J'ai appris que Blum a été enfermé dans un fort en montagne, proche de l'Espagne: c'est là où les familles viennent rendre visite péniblement. Je ne sais pas si ces scènes sont véridiques, surtout la scène de photo prise par Janot de Blum et sa belle-fille (je ne la trouve pas sur le net). Mais ces scènes dans le Fort sont très bonnes: son amoureuse lui offre un pull de Noël et sa belle-fille des moufles à pompons rouges...Blum offre à Janot (devant sa fille!), l'érotique? 'Les chansons de Bilitis' de Pierre Louys (Jeanne devine alors d'où venait son inspiration de "ses lettres enflammées...", belles et très détaillées, dans le précédent lieu de détention):

_"...ce petit livre d'amours antiques est dédié respectueusement aux jeunes filles de la société future" lit Jeanne Rochenbach (éveillant alors ma curiosité...Blum et elle étant alors mes éclaireurs SC).

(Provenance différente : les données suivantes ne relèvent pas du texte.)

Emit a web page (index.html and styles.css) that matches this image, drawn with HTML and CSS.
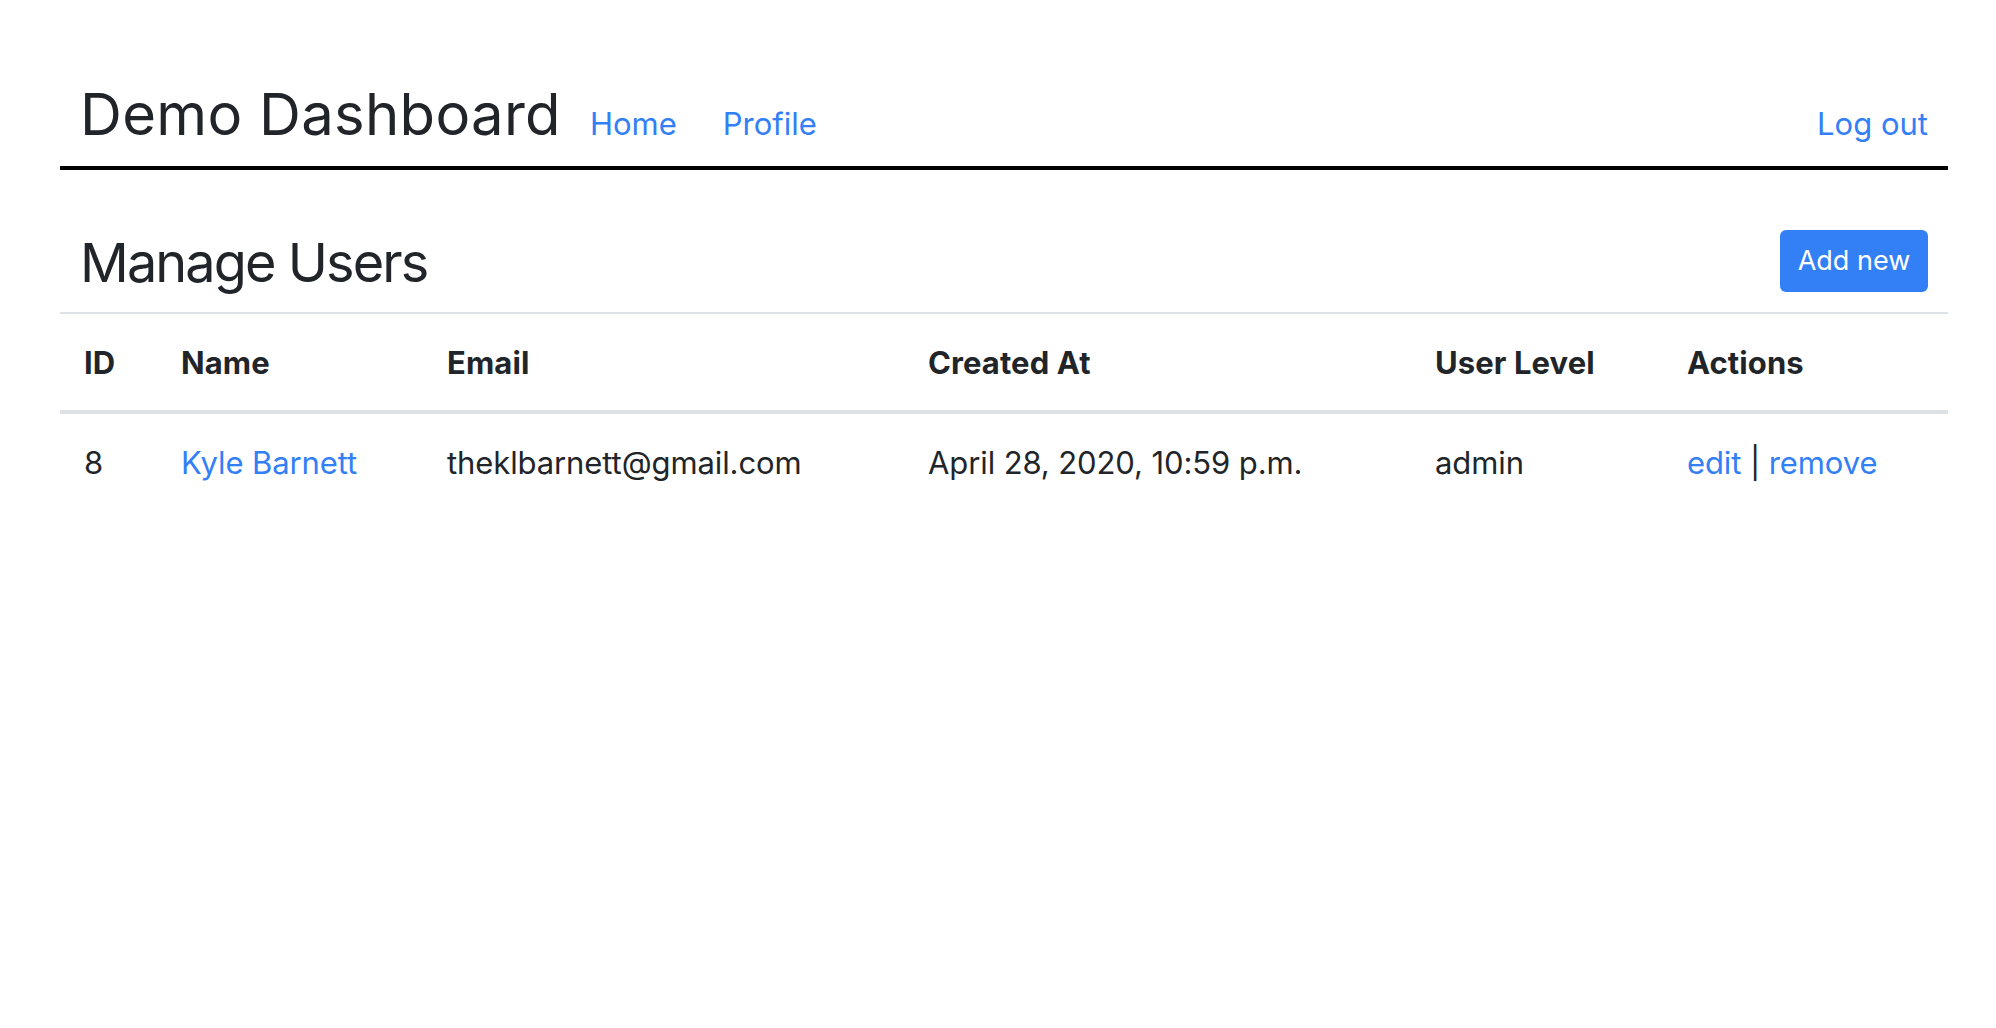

Il offre à sa belle-fille entre autre La mort du loup d'Alfred de Vigny, lisant le passage qu'il pensait "pompeux" puis finalement "pas si mal" puisque résonne avec leur situation:

_"...gémir, pleurer, prier, est également lâche. - Fais énergiquement ta longue et lourde tâche - Dans la voie où le Sort a voulu t'appeler, - Puis après, comme moi, souffre et meurs sans parler."

En autres détails, le générique de fin dit:

__ que le buste de Georges Clémenceau si cher à Mandel/Deschamps, supposé lui "porter chance", ce qu'il corrigera par un bien plus beau et émouvant "me donner courage"...serait d'un Henri Bouchard.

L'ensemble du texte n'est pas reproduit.